Insurtech has been slow to take off in Hong Kong, partly due to wariness from insurers and their traditional reliance on middlemen (agents and brokers) for distribution of insurance products. Hong Kong currently has approximately 100,000 individuals who are registered either as individual insurance agents, or responsible officers/technical representatives undertaking insurance agency or brokerage business in Hong Kong. However, increased online sales of insurance by both traditional and newly authorized online-only insurers will allow insurers to interact directly with customers, allowing them to save on agency/brokerage commissions and reduce operating and distribution costs. Reduction of the need for middlemen in the industry will likely lead to restructuring and redundancies.

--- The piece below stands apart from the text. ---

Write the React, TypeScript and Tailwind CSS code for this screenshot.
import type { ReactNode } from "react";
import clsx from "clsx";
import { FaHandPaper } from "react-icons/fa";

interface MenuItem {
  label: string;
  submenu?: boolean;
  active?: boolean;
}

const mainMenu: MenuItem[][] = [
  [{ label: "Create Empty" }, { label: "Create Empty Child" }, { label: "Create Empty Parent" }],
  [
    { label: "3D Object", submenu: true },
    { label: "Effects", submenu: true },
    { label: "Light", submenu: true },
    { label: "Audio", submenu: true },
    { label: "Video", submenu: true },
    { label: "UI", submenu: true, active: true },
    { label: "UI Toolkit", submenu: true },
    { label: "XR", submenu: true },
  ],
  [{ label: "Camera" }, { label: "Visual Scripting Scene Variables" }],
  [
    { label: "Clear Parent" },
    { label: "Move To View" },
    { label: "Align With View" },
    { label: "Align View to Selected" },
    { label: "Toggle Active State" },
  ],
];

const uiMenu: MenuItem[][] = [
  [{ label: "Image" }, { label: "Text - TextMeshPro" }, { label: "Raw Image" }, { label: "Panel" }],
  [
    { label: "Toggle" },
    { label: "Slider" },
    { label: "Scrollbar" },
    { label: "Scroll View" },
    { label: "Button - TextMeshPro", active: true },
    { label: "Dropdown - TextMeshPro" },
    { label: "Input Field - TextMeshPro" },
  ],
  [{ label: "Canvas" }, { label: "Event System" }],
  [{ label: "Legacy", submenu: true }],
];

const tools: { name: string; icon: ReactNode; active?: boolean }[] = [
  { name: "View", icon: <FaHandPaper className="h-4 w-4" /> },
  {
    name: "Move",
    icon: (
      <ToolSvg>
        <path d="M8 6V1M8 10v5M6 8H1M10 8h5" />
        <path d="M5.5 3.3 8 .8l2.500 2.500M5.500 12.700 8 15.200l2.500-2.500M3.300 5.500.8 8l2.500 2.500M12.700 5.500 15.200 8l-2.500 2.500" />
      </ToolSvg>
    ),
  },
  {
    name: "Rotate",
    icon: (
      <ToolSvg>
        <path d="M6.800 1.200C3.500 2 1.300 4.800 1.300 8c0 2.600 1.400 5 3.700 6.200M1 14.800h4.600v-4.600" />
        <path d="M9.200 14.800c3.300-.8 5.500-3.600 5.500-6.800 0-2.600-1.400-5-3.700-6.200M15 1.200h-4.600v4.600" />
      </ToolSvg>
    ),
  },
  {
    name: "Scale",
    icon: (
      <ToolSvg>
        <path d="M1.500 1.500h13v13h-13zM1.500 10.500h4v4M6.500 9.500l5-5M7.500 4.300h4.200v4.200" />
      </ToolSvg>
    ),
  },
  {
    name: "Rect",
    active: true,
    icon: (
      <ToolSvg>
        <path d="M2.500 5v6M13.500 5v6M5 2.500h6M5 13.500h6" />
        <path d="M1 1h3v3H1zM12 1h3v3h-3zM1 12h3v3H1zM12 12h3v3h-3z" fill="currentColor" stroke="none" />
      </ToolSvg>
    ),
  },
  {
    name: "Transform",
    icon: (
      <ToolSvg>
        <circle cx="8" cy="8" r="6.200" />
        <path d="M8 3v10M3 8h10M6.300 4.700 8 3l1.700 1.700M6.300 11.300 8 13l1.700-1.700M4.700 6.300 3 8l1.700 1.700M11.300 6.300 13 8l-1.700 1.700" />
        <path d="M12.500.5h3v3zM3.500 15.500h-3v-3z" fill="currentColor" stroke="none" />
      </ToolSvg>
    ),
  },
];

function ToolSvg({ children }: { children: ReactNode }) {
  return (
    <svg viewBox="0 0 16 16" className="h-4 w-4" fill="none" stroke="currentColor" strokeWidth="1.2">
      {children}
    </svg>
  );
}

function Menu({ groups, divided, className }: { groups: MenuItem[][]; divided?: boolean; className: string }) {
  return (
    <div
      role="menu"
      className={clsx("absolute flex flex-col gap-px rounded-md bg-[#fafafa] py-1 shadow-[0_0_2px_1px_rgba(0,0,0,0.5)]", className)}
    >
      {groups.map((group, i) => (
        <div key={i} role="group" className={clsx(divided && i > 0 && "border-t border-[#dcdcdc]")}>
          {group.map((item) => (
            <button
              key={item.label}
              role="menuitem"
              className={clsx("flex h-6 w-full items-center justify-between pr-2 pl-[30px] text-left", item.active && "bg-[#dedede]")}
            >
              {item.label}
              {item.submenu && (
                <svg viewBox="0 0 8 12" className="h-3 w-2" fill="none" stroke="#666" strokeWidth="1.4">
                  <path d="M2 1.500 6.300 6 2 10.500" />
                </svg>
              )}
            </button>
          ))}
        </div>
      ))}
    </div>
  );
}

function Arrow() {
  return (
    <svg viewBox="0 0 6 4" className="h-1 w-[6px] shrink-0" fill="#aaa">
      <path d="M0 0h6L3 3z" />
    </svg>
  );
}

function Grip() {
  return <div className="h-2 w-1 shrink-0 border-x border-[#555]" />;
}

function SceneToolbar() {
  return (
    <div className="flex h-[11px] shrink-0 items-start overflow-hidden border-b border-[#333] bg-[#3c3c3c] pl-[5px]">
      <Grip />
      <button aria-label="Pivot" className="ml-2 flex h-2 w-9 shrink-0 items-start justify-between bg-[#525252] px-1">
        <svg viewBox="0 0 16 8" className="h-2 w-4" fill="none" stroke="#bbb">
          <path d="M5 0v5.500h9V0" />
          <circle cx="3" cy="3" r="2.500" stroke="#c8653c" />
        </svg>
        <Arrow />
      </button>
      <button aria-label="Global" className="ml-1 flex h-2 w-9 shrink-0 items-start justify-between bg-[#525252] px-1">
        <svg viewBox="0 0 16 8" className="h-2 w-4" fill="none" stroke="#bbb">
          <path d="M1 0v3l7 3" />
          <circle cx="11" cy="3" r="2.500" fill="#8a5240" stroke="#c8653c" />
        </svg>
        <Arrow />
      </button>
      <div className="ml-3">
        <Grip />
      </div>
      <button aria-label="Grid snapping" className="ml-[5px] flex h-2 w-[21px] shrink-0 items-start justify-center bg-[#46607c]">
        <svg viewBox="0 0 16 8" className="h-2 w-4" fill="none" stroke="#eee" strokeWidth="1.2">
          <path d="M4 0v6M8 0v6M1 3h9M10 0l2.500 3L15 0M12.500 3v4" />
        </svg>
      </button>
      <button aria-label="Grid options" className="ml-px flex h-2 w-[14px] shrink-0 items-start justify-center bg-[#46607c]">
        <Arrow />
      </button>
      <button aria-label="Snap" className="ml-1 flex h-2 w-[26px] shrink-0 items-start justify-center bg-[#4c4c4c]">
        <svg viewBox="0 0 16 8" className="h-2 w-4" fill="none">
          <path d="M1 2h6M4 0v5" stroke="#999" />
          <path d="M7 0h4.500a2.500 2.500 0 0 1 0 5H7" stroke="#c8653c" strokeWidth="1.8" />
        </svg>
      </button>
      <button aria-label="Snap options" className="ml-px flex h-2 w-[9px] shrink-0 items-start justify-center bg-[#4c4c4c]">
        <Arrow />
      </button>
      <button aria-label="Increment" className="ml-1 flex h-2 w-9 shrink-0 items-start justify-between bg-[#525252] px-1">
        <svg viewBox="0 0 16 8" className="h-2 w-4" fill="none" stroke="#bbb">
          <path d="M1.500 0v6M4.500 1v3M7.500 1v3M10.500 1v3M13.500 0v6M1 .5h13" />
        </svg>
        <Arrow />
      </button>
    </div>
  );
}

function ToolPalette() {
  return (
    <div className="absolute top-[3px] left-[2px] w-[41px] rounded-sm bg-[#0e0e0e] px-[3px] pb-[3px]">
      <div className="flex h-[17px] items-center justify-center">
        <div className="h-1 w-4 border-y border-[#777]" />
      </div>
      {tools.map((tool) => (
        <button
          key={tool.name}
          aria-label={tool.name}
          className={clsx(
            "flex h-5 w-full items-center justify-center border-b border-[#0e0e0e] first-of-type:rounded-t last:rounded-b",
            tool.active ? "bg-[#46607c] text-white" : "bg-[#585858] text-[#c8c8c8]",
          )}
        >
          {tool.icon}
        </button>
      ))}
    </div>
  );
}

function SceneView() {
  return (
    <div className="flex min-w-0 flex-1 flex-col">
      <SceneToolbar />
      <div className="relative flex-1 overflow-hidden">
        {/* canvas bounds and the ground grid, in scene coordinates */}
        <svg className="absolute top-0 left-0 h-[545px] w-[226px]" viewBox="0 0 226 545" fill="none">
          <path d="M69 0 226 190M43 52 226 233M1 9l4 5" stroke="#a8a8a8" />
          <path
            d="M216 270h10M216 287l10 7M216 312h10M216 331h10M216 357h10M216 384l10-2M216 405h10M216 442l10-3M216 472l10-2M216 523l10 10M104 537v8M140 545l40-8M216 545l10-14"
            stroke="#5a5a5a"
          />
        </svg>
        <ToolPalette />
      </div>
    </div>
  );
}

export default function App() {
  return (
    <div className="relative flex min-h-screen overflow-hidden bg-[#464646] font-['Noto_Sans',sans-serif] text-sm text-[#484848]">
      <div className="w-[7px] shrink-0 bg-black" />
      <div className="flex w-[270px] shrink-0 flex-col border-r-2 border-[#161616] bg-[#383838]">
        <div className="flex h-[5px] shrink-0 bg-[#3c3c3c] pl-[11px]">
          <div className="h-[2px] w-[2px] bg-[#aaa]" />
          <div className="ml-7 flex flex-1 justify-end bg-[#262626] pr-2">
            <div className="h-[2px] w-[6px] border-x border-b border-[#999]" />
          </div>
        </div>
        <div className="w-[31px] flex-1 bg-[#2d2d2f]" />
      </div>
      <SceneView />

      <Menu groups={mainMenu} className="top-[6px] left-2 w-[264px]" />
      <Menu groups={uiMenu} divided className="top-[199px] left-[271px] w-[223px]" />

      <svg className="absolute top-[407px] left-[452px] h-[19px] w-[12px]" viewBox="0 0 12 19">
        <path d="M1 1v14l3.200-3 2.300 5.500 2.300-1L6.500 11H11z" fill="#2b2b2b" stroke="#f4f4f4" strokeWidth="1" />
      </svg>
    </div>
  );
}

On the other hand, and as warned by the IA in relation to the Fast Track scheme, not all insurance products are suitable to be sold online, and the IA’s expectation is that all of its existing “policyholder protection measures should remain intact”. Stringent regulatory requirements in relation to the marketing and sale of long-term insurance may be a significant barrier to online distribution of life insurance.
Nonetheless, the advent of the Insurtech Sandbox and Fast Track application process for online insurers will likely draw more technology firms into the insurance sector, following the lead of Alibaba Group and Tencent Holdings which collaborated to set up Zhong An. Traditional insurers will face competition from the new Insurtech startups and have already begun developing and investing in technology so as not to be left behind. In this changing Insurtech landscape, the challenge for regulators such as the IA will be to develop a regulatory culture which protects customers but at the same time is flexible enough to support new Insurtech products and services.